E dunque, difesa delle frontiere, del commercio interno e delle proprie aziende e dei lavoratori, sono concetti che assumono credibilità politica e intellettuale se tengono conto del contesto contemporaneo. Sono infatti alcuni decenni che l’interdipendenza tra gli Stati è inconfutabile e irreversibile. Il nostro Paese, per esempio, non è autosufficiente dal punto di vista energetico e deve per forza di cose scendere a patti con chi gli vende gas o petrolio. Ma è solo un dato a cui potremmo aggiungervene altri, con esempi che sottendono ad una sola conclusione: si può anche essere contro la globalizzazione; o meglio, si può ritenere anche che la attuale internazionalizzazione dei mercati e delle merci sia penalizzante e produca più povertà e disuguaglianze di quanto uno potesse aspettarsi solo dieci anni fa. Tuttavia, indietro non si torna. Questa sorta di pseudo autarchia da terzo millennio può essere utile in una prima fase, quella attuale, in funzione propagandistica e anche come sprone continuo ad una azione di governo più efficace e attenta agli interessi specifici degli italiani. Ma va contestualmente ricordato che il nostro non è un Paese autosufficiente e quindi ha necessità di aprirsi al mondo così come ha sempre fatto nella sua storia millenaria. Ciò non vuol dire sottomettersi ai ricatti della economia finanziaria, alle derive tecnocratiche di una Europa imbelle e autoritaria, alle coercizioni al ribasso imposte da una economia cinese sempre più arrembante e senza scrupoli, e insomma, da tutto ciò che di cattivo e negativo ci arriva da oltre confine.

La soluzione è tuttavia nella autorevolezza dei nostri rappresentanti politici e di governo. Nella loro capacità di difendere i nostri particolari interessi nelle sedi istituzionali appropriate. E perciò nel rinvigorire sotto ogni profilo questa malandata Italia per renderla autorevole all’interno di una Europa potente e forte.

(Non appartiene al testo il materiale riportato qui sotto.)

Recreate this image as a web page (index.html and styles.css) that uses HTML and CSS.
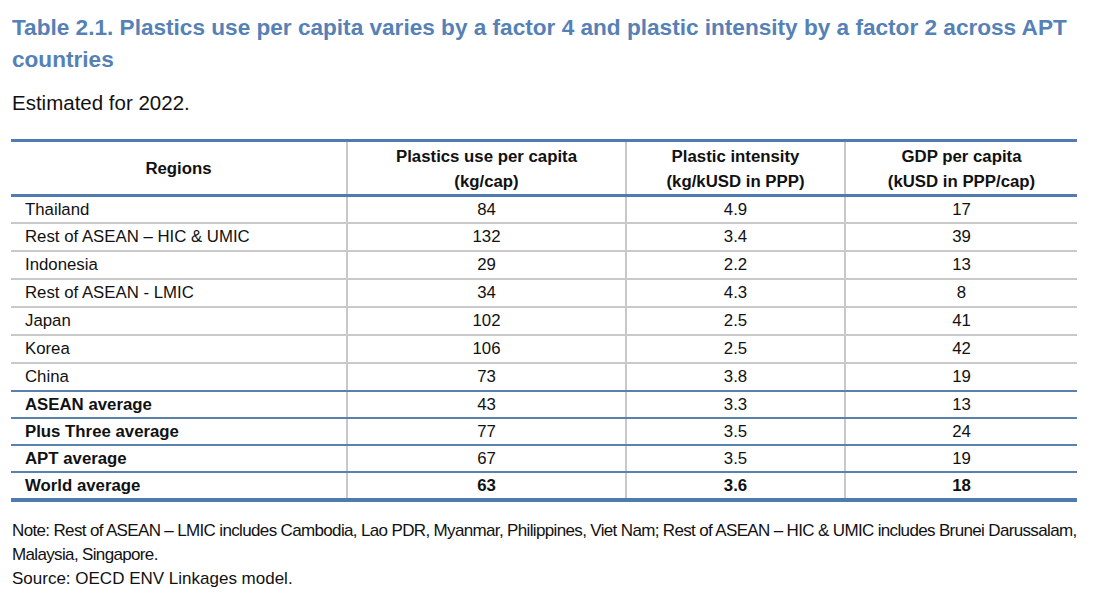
FILE: index.html
```html
<!DOCTYPE html>
<html lang="en">
<head>
<meta charset="utf-8">
<title>Table 2.1</title>
<link rel="stylesheet" href="styles.css">
</head>
<body>
<div class="page">
  <h1 class="title">Table 2.1. Plastics use per capita varies by a factor 4 and plastic intensity by a factor 2 across APT countries</h1>
  <p class="subtitle">Estimated for 2022.</p>
  <table class="data">
    <colgroup>
      <col class="c1"><col class="c2"><col class="c3"><col class="c4">
    </colgroup>
    <thead>
      <tr>
        <th>Regions</th>
        <th>Plastics use per capita<br>(kg/cap)</th>
        <th>Plastic intensity<br>(kg/kUSD in PPP)</th>
        <th>GDP per capita<br>(kUSD in PPP/cap)</th>
      </tr>
    </thead>
    <tbody>
      <tr class="first"><td>Thailand</td><td>84</td><td>4.9</td><td>17</td></tr>
      <tr><td>Rest of ASEAN – HIC &amp; UMIC</td><td>132</td><td>3.4</td><td>39</td></tr>
      <tr><td>Indonesia</td><td>29</td><td>2.2</td><td>13</td></tr>
      <tr><td>Rest of ASEAN - LMIC</td><td>34</td><td>4.3</td><td>8</td></tr>
      <tr><td>Japan</td><td>102</td><td>2.5</td><td>41</td></tr>
      <tr><td>Korea</td><td>106</td><td>2.5</td><td>42</td></tr>
      <tr class="last-country"><td>China</td><td>73</td><td>3.8</td><td>19</td></tr>
      <tr class="avg"><td>ASEAN average</td><td>43</td><td>3.3</td><td>13</td></tr>
      <tr class="avg"><td>Plus Three average</td><td>77</td><td>3.5</td><td>24</td></tr>
      <tr class="avg"><td>APT average</td><td>67</td><td>3.5</td><td>19</td></tr>
      <tr class="avg world"><td>World average</td><td>63</td><td>3.6</td><td>18</td></tr>
    </tbody>
  </table>
  <div class="notes">
    <p class="note">Note: Rest of ASEAN – LMIC includes Cambodia, Lao PDR, Myanmar, Philippines, Viet Nam; Rest of ASEAN – HIC &amp; UMIC includes Brunei Darussalam, Malaysia, Singapore.</p>
    <p class="source">Source: OECD ENV Linkages model.</p>
  </div>
</div>
</body>
</html>
```

FILE: styles.css
```css
html, body {
  margin: 0;
  padding: 0;
  background: #ffffff;
}

.page {
  font-family: "Liberation Sans", Arial, sans-serif;
  color: #111111;
  padding: 12px 0 0 12px;
  width: 1072px;
}

.title {
  margin: 0;
  font-size: 22.6px;
  line-height: 32px;
  font-weight: bold;
  color: #5581b6;
}

.subtitle {
  margin: 14px 0 0 0;
  font-size: 20.5px;
  line-height: 26px;
}

.data {
  margin: 23px 0 0 -1px;
  width: 1066px;
  border-collapse: collapse;
  table-layout: fixed;
  font-size: 16.8px;
}

.c1 { width: 336px; }
.c2 { width: 279px; }
.c3 { width: 219px; }
.c4 { width: 232px; }

.data th {
  font-weight: bold;
  line-height: 24.5px;
  padding: 3px 0 0 0;
  height: 49px;
  text-align: center;
  vertical-align: middle;
  border-top: 3px solid #4f7bb0;
  border-bottom: 3px solid #4f7bb0;
  border-left: 2px solid #c8c8c8;
}

.data td {
  padding: 0;
  line-height: 26px;
  height: 26px;
  text-align: center;
  border-bottom: 2px solid #c9c9c9;
  border-left: 2px solid #c8c8c8;
}

.data th:first-child,
.data td:first-child {
  border-left: none;
}

.data td:first-child {
  text-align: left;
  padding-left: 14px;
}

.data tr.first td {
  line-height: 25px;
  height: 25px;
}

.data tr.last-country td {
  border-bottom: 2px solid #5a80ad;
}

.data tr.avg td {
  line-height: 25px;
  height: 25px;
  border-bottom: 2px solid #5a80ad;
}

.data tr.avg td:first-child {
  font-weight: bold;
}

.data tr.world td {
  border-bottom: 4px solid #4f7bb0;
  font-weight: bold;
}

.notes {
  margin-top: 17px;
  font-size: 17px;
  line-height: 24px;
}

.notes p {
  margin: 0;
}

.note {
  letter-spacing: -0.65px;
}
```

Il mondo globale è purtroppo destino a cui non c’è scampo. E noi abbiamo bisogno di una Italia forte e di una Europa forte. Lo si può però, per quanto possibile, regolamentare il mondo globale, disciplinando ogni suo piccolo anfratto normativo, e iniziando a tenere presente che magari le ipotesi imperialistiche di Carl Schmitt possono in questo frangente suggerirci qualcosa di concreto e fattibile, oltre le suggestioni tipiche delle fibrillazioni politiche contingenti. Schmitt pensava a fronti multipolari in cui grandi aree geopolitiche come l’Europa, gli Stati Uniti o la Russia, potessero competere con pari dignità e forza. Un mondo dove la Guerra fredda tra due contendenti veniva sostituita da grandi zone di influenza e i nuovi imperi moderni potessero mettere in atto un fronte dialettico costante ma senza l’uso delle armi e senza scadere in una indistinta soluzione globalizzante. Da questo punto di vista si può comprendere il ritorno di fiamma verso partiti e movimenti che sostengono forme neo-protezionistiche, proprio per l’assoluta incapacità della Unione Europea a risolvere anche le questioni minime.

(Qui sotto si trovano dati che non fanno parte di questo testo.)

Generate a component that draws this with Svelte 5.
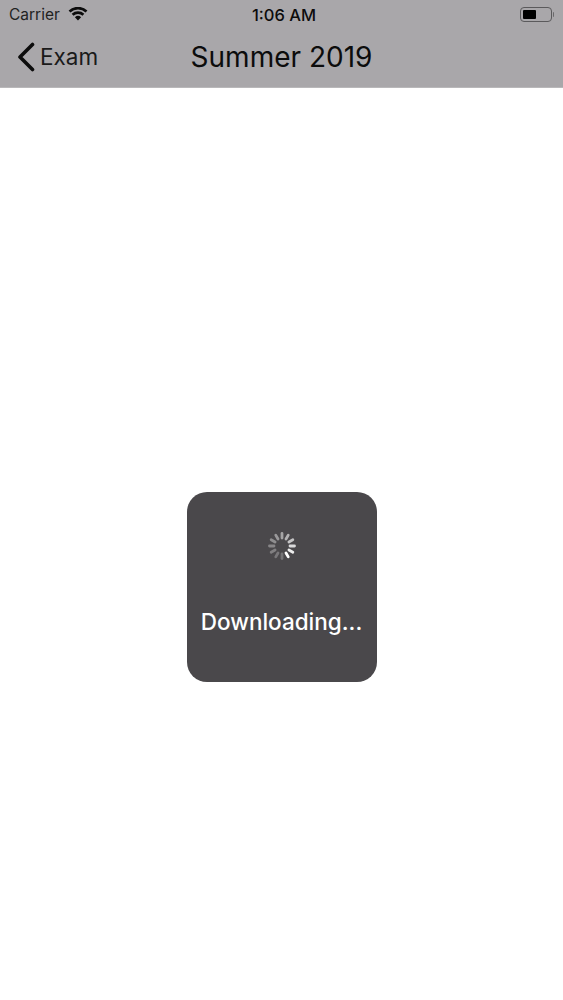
<script lang="ts">
  // spokes fade counter-clockwise from the brightest one, at 150deg
  const SPOKES = [0.58, 0.68, 0.8, 0.9, 1, 0.24, 0.26, 0.3, 0.34, 0.38, 0.44, 0.5];
</script>

<div class="screen">
  <header class="bar">
    <div class="status">
      <div class="status__left">
        <span class="carrier">Carrier</span>
        <svg class="wifi" width="20" height="14" viewBox="0 0 20 14" aria-hidden="true">
          <path d="M10 13.6 6.9 10.2a4.6 4.6 0 0 1 6.2 0Z" fill="#0c0c0c" />
          <path d="M5.500 8.700 3.700 6.800a9.200 9.200 0 0 1 12.600 0l-1.800 1.900a6.700 6.700 0 0 0-9 0Z" fill="#0c0c0c" />
          <path d="M2.400 5.400.6 3.500a13.800 13.800 0 0 1 18.800 0l-1.800 1.900a11.200 11.200 0 0 0-15.200 0Z" fill="#0c0c0c" />
        </svg>
      </div>
      <span class="time">1:06 AM</span>
      <div class="battery">
        <div class="battery__body"><div class="battery__fill"></div></div>
        <div class="battery__cap"></div>
      </div>
    </div>
    <nav class="nav">
      <div class="back">
        <svg width="20" height="30" viewBox="0 0 20 30" aria-hidden="true">
          <path d="M16.500 2.500 4 15l12.500 12.500" fill="none" stroke="#0c0c0c" stroke-width="3.600" stroke-linecap="round" stroke-linejoin="round" />
        </svg>
        <span>Exam</span>
      </div>
      <h1>Summer 2019</h1>
    </nav>
  </header>

  <main class="content">
    <div class="toast">
      <svg class="spinner" width="30" height="30" viewBox="-15 -15 30 30" aria-hidden="true">
        {#each SPOKES as o, i}
          <line
            x1="0"
            y1="-8"
            x2="0"
            y2="-12.500"
            stroke="#fff"
            stroke-width="2.800"
            stroke-linecap="round"
            opacity={o}
            transform="rotate({i * 30 + 30})"
          />
        {/each}
      </svg>
      <div class="label">Downloading...</div>
    </div>
  </main>
</div>

<style>
  :global(body) {
    background: #fff;
  }
  .screen {
    width: 563px;
    height: 1000px;
    display: flex;
    flex-direction: column;
    font-family: Inter, 'Liberation Sans', sans-serif;
    color: #0c0c0c;
    background: #fff;
  }
  .bar {
    height: 87px;
    flex: none;
    background: #a9a7aa;
    border-bottom: 1px solid #b9b8ba;
    box-sizing: content-box;
  }
  .status {
    height: 29px;
    display: grid;
    grid-template-columns: 1fr auto 1fr;
    align-items: center;
    padding: 0 9px;
  }
  .status__left {
    display: flex;
    align-items: center;
    gap: 8px;
  }
  .carrier {
    font-size: 15.500px;
    color: #222;
  }
  .wifi {
    margin-top: -1px;
  }
  .time {
    margin-left: 5px;
    font-size: 16.500px;
    font-weight: 500;
  }
  .battery {
    justify-self: end;
    display: flex;
    align-items: center;
    gap: 1px;
    margin-top: -1px;
  }
  .battery__body {
    width: 32px;
    height: 15px;
    box-sizing: border-box;
    border: 1px solid #5b5a5c;
    border-radius: 4px;
    padding: 2px;
  }
  .battery__fill {
    width: 13px;
    height: 100%;
    background: #000;
    border-radius: 1px;
  }
  .battery__cap {
    width: 1.500px;
    height: 5px;
    background: #6a696b;
    border-radius: 0 1px 1px 0;
  }
  .nav {
    height: 55px;
    display: grid;
    grid-template-columns: 1fr auto 1fr;
    align-items: center;
    padding: 0 16px;
  }
  .back {
    display: flex;
    align-items: center;
    gap: 4px;
    font-size: 22.500px;
    color: #1a1a1a;
  }
  .back svg {
    margin-top: 1px;
  }
  h1 {
    grid-column: 2;
    margin: 0;
    font-size: 28px;
    font-weight: 400;
    white-space: nowrap;
  }
  .content {
    flex: 1;
    display: flex;
    justify-content: center;
    padding-top: 404px;
  }
  .toast {
    width: 190px;
    height: 190px;
    background: #4a484b;
    border-radius: 20px;
    display: flex;
    flex-direction: column;
    align-items: center;
    padding-top: 39px;
    box-sizing: border-box;
  }
  .label {
    margin-top: 47px;
    color: #fff;
    font-size: 22.500px;
    font-weight: 500;
    white-space: nowrap;
  }
</style>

Però, se ritorniamo per un attimo al ‘sovranismo’ e alle sue manifestazioni attuali, va da sé che esso può esser utile per far destare dal sonno una classe dirigente totalmente asservita alle logiche del profitto e del mercato; per manifestare a voce alta che è necessario difendere ciò che resta di un labile profilo identitario; per fare in modo che i nostri prodotti, i salari e i diritti non vengano mortificati e triturati nel contesto spaesante della internazionalizzazione.

Ci sono però due limiti che vanno parimenti sottolineati. Vi sono cadute di stile e parole d’ordine trite e ritrite che risultano offensive per chiunque abbia fatto nella sua vita un minimo di letture e conosca la Storia. Spesso chi parla di ‘sovranismo’ decritta i titoli senza far conseguire un’analisi concreta e ragionata. In secondo luogo, l’ipotesi di chiusura se attuata da ogni Paese europeo o occidentale, a cosa porterebbe? Ad una autarchia generalizzata? E poi a chi converrebbe? Se Trump chiude davvero le frontiere oltre che i rubinetti degli scambi commerciali, e Putin lo imita e fa lo stesso, siamo certi che da tutto questo dilagante ‘sovranismo’, da questa autarchia generalizzata, ne potremmo trarre i dovuti benefici.

Il sovranismo, allora, deve essere solo strumento politico di ricatto; premessa per concertazioni future e per incamerare delle concessioni dai partner internazionali. Se diventa unica ipotesi di lavoro e strategia di lungo periodo può risultare dannoso oltre che miope.